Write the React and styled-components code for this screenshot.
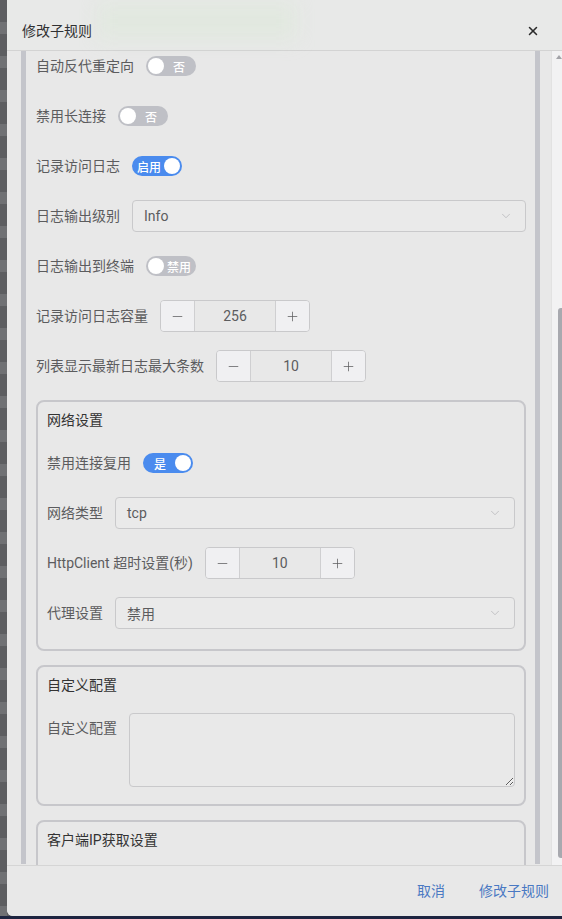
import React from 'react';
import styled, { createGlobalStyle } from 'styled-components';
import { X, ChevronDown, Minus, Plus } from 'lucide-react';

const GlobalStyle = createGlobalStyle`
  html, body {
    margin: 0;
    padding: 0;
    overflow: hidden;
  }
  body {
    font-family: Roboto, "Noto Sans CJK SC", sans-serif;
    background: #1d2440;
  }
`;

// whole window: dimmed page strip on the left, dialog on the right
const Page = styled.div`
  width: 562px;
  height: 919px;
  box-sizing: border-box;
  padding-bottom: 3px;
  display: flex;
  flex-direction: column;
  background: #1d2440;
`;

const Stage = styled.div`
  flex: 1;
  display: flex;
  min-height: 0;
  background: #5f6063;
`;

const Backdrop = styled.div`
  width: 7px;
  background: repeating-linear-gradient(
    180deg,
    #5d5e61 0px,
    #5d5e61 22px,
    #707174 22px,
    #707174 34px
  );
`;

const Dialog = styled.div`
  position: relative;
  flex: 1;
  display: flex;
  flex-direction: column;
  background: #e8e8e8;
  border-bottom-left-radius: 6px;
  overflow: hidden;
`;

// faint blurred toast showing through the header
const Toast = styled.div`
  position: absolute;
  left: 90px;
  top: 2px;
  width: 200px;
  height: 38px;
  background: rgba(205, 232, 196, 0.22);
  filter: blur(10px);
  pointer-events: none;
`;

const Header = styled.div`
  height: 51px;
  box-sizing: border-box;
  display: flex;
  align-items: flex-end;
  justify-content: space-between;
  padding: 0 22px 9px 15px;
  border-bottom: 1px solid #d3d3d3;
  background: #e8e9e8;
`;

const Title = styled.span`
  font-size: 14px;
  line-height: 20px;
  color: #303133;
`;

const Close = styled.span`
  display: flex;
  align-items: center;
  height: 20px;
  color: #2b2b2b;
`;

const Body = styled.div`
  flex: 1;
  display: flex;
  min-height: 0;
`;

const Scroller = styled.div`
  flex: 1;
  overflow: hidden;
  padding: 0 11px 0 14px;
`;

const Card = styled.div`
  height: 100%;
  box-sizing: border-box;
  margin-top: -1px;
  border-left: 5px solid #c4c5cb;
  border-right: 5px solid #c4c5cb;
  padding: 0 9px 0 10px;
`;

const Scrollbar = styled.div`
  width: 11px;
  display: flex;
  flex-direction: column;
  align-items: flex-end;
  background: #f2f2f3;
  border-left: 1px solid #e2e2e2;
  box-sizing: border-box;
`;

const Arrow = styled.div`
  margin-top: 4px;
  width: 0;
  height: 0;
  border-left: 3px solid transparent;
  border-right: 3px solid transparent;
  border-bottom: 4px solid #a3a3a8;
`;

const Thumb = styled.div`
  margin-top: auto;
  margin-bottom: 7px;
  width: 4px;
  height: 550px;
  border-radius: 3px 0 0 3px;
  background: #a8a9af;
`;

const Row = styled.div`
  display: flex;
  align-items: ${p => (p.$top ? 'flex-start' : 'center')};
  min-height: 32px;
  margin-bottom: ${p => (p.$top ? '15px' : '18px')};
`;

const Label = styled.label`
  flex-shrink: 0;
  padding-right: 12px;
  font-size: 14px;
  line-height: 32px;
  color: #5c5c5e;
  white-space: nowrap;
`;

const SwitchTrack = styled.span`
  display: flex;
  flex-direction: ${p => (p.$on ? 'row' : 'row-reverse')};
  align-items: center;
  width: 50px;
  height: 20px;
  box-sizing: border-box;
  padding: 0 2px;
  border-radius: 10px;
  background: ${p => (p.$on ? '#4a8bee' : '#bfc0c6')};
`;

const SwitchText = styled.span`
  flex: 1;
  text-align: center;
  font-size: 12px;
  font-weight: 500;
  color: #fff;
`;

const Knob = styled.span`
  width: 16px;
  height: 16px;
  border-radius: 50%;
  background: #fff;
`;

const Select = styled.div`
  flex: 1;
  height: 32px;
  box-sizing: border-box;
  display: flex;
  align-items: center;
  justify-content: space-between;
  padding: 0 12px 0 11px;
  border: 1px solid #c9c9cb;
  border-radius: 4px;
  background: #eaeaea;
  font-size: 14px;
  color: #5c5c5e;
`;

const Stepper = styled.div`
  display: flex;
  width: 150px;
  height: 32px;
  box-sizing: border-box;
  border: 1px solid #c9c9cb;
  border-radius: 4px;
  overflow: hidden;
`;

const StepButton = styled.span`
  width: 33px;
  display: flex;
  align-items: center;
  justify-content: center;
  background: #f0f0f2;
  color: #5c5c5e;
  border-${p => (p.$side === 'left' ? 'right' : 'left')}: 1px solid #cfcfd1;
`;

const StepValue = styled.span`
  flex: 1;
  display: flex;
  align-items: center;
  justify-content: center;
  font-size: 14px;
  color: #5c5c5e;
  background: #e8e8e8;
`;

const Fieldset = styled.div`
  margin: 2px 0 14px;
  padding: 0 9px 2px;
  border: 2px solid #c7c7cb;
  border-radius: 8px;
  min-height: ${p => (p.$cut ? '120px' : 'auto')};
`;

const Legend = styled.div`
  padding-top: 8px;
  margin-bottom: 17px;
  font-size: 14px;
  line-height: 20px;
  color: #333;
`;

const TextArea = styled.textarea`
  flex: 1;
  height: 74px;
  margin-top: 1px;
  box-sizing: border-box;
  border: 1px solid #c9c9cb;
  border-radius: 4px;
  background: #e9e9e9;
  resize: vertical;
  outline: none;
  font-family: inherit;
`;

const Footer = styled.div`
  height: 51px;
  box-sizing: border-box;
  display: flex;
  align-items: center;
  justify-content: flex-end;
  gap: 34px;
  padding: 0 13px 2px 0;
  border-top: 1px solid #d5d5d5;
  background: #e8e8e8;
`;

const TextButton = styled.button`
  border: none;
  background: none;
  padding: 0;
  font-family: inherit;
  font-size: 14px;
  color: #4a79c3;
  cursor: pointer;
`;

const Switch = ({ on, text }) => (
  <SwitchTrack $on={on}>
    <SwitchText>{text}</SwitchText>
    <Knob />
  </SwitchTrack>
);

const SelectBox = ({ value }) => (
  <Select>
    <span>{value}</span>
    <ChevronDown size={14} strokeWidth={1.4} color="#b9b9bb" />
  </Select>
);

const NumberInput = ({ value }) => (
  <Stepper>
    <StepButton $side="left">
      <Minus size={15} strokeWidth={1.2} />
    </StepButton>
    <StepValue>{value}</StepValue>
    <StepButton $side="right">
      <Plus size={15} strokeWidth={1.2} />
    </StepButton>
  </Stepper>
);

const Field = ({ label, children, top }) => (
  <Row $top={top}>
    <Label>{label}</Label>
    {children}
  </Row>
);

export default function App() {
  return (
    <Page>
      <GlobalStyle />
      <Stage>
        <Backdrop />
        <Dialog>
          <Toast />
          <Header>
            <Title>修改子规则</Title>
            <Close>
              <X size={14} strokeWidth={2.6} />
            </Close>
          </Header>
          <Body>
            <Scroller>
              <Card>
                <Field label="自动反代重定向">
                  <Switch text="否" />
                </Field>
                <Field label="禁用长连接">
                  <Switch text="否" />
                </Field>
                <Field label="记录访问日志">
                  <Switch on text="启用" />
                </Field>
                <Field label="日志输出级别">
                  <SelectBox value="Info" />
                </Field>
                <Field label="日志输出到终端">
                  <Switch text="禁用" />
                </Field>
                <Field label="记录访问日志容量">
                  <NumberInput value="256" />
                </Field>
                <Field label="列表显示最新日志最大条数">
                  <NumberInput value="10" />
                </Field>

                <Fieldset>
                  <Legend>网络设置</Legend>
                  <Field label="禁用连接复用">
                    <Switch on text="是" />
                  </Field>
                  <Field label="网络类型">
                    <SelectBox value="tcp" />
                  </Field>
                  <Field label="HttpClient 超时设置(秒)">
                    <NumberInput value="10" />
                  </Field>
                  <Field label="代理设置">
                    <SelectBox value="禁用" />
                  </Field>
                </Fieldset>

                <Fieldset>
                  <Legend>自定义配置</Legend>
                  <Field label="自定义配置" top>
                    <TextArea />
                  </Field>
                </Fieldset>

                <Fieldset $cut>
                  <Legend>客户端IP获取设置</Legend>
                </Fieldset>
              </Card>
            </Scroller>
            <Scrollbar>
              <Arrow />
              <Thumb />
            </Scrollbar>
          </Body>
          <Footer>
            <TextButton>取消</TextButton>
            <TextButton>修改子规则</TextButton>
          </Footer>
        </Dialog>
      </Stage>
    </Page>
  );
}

==

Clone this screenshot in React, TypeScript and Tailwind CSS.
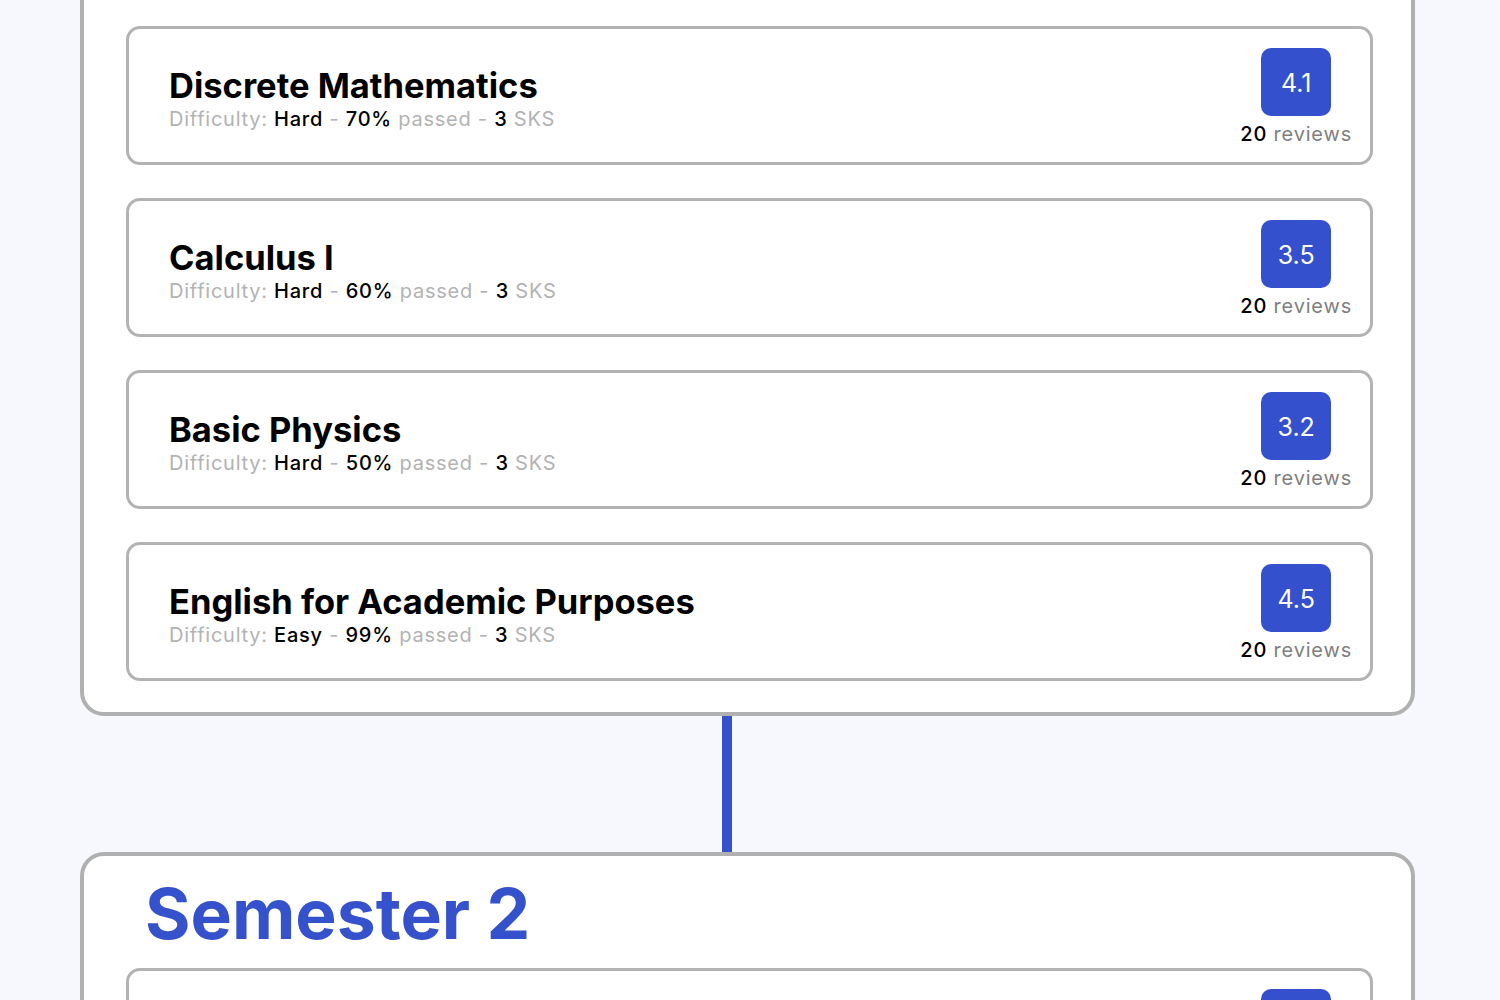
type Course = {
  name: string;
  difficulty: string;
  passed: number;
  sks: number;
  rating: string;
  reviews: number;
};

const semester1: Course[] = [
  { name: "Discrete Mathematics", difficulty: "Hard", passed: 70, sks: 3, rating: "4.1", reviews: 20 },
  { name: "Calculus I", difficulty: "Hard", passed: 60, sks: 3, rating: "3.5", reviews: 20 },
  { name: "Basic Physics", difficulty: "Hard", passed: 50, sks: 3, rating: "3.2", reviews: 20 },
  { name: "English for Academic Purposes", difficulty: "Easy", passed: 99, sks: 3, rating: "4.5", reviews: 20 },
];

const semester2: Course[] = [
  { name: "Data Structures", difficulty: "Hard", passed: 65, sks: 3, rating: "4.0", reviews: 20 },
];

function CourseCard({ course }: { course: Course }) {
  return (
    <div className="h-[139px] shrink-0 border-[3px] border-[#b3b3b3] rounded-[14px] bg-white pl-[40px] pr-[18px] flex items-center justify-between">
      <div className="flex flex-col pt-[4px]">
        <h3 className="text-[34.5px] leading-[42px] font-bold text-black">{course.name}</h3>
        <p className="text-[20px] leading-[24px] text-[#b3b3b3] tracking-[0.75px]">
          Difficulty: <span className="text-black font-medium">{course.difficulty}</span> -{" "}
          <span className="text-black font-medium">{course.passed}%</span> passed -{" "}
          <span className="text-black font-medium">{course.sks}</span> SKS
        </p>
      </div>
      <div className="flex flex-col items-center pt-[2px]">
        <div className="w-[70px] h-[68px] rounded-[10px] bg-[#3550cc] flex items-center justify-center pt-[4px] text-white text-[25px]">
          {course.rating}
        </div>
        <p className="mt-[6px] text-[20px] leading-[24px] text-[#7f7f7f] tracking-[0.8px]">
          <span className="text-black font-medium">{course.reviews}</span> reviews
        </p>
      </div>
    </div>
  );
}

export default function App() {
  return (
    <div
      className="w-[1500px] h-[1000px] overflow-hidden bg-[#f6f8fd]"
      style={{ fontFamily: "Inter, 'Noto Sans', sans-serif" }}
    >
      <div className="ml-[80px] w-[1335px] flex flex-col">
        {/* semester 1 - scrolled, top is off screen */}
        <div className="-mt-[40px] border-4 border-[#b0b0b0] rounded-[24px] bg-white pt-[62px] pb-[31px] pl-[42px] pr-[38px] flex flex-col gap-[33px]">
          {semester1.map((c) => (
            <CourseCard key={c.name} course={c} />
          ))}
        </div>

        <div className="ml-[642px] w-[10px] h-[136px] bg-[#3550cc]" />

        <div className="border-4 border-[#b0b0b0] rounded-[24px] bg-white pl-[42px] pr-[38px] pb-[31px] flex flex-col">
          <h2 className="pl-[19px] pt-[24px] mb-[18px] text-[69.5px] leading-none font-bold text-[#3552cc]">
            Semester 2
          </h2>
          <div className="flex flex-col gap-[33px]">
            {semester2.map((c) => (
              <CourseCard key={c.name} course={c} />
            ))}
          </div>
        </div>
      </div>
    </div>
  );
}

→ **Directions for this task**:
Would you restate, exactly and with no pictures, the lines of the entries above from the one containing "Write the React" through the one containing "ChevronDown, Minus, Plus"?

→ **Result of this task**:
Write the React and styled-components code for this screenshot.
import React from 'react';
import styled, { createGlobalStyle } from 'styled-components';
import { X, ChevronDown, Minus, Plus } from 'lucide-react';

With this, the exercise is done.